Columna de Gabriela Caviedes y Daniel Mansuy publicada el 20.02.19 en El Mercurio.

El pasado 8 de marzo, con ocasión del Día de la Mujer, marcharon casi 200 mil mujeres. La cifra resulta impresionante, sobre todo si recordamos que las marchas de abril y mayo de 2018 no convocaron a más de 15 mil personas, mientras que las marchas estudiantiles de 2011 llegaron a unas 100 mil. En ese contexto, no debe extrañar que el movimiento feminista posea hoy una legitimidad innegable: el fenómeno es histórico, y merece análisis. ¿Qué hay en el feminismo que le permite tener tal convocatoria?

De modo precipitado, algunas voceras asociaron la masividad a las “ampliaciones y profundizaciones” que presentaron este año. Según ellas, se trataría, en último término, de “defender reivindicaciones y orientaciones contra el avance de la extrema derecha y las políticas de precarización”. A su juicio, tales reivindicaciones consistían en una exótica mezcla que incluye la causa mapuche, el fin a las AFP, la demanda por el aborto libre y gratuito, el reconocimiento de las identidades queer , o la democratización de los espacios educativos. Tales organizaciones estarían articulando estas causas, aunando fuerzas para abolir de una buena vez el patriarcado y la desigualdad.

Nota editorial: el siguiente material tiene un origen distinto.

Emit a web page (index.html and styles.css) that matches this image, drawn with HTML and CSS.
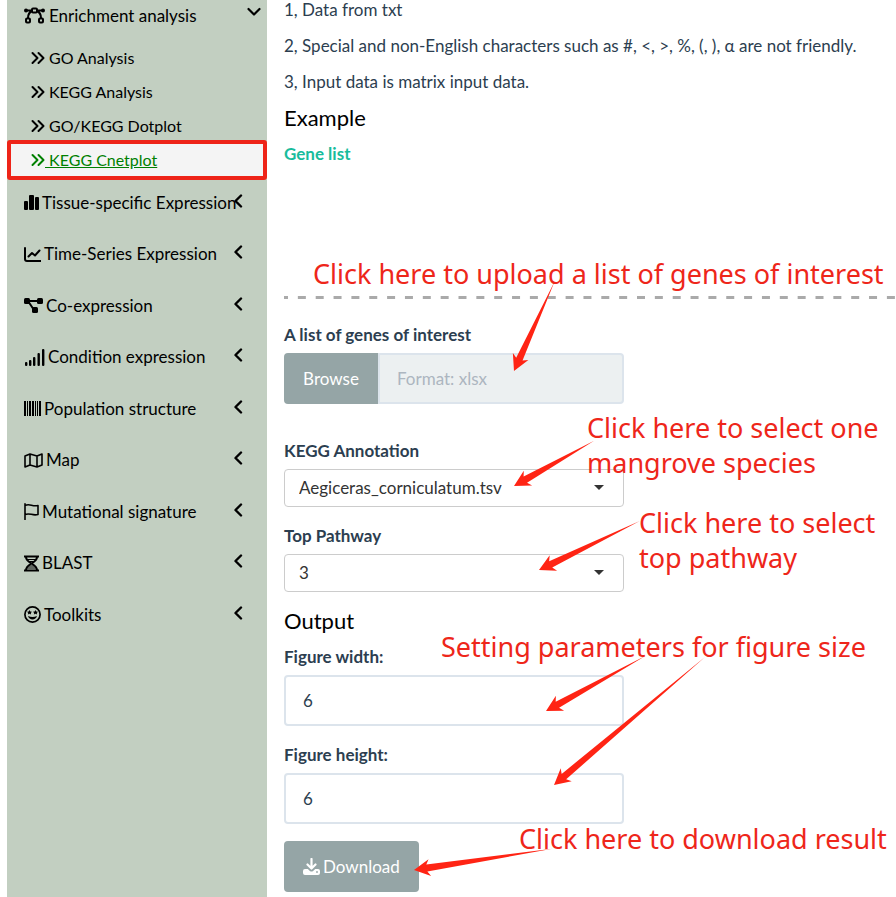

La hipótesis es válida, pero está lejos de ser la más plausible. Basta recordar, por ejemplo, que el año pasado solo mil personas marcharon en Santiago por el fin de las AFP, o que la encuesta CEP de noviembre reveló que apenas el 7% de las mujeres apoya el aborto libre. En ese contexto, resulta cuando menos improbable que esas causas estén en el origen de la movilización de miles de mujeres. Todo indica que es necesario buscar explicaciones adicionales: el feminismo no debería permitir que los sectores más extremos se apropien del fenómeno. Llegados a este punto, quizás vale la pena recordar qué se conmemora el 8 de marzo. Aunque hay varios hitos relevantes, uno de ellos es decisivo: en esa fecha de 1857, un grupo de mujeres neoyorquinas -que trabajaban en una fábrica de textiles- se organizaron para protestar por la precariedad de sus condiciones laborales. La protesta terminó en una dura represión y el arresto de muchas manifestantes.

En un primer momento, la convocatoria chilena del 8M parecía revivir buena parte de este espíritu: se trataba de movilizarse por las mujeres trabajadoras. Esas que intentan cumplir con sus deberes laborales y a la vez ser las madres que sus hijos necesitan. Las que recorren largas distancias para llegar a su trabajo y volver de él, pero también para llevar a sus hijos al colegio o al médico, todo en un mismo día. Aquellas que, por esa misma razón, suelen enfrentar serias dificultades para desarrollar una carrera semejante a la de sus pares masculinos, o reciben un sueldo menor por el mismo cargo. Las que han sufrido, en su lugar de trabajo o en su traslado diario, alguna forma de acoso sexual.

El foco en la mujer trabajadora, que representa a la mayoría de las mujeres de nuestro país, podía ser un auténtico factor movilizador, apto para recibir apoyo transversal. Si la vendedora de una tienda no se sintió llamada a marchar con las universitarias del año pasado, este año quizás le ocurrió algo distinto. Además, esta perspectiva concibe a la mujer al interior de sus relaciones sociales, y no fuera de ellas: el feminismo no tiene por qué adherir al paradigma individualista en boga.

Si se concede que esta alternativa es plausible, podemos deducir al menos tres conclusiones. La primera es que las autoridades pueden encontrar en el 8M un mensaje claro y una directriz. Existe un apoyo amplio a las mujeres trabajadoras, y es necesario impulsarlas a través de diversas políticas públicas. La segunda es que las demandas por equidad de género responden, de modo relevante, a las necesidades de las mujeres como tales (y esto implica reconocer la diferencia entre ellas y los hombres). Y la tercera es que el feminismo, para estar a la altura del apoyo masivo que ha recibido, tiene el deber de cuidar su transversalidad como un patrimonio muy valioso. En ese sentido, la ampliación de los temas hacia categorías cuya relación con la defensa de las mujeres concretas es vaga y lejana no fortalece la causa de la justicia de género. Más bien, la debilita, pues disgrega fuerzas y expone al feminismo a divisiones y distorsiones que podrían volverlo estéril. Y esa no sería una buena noticia.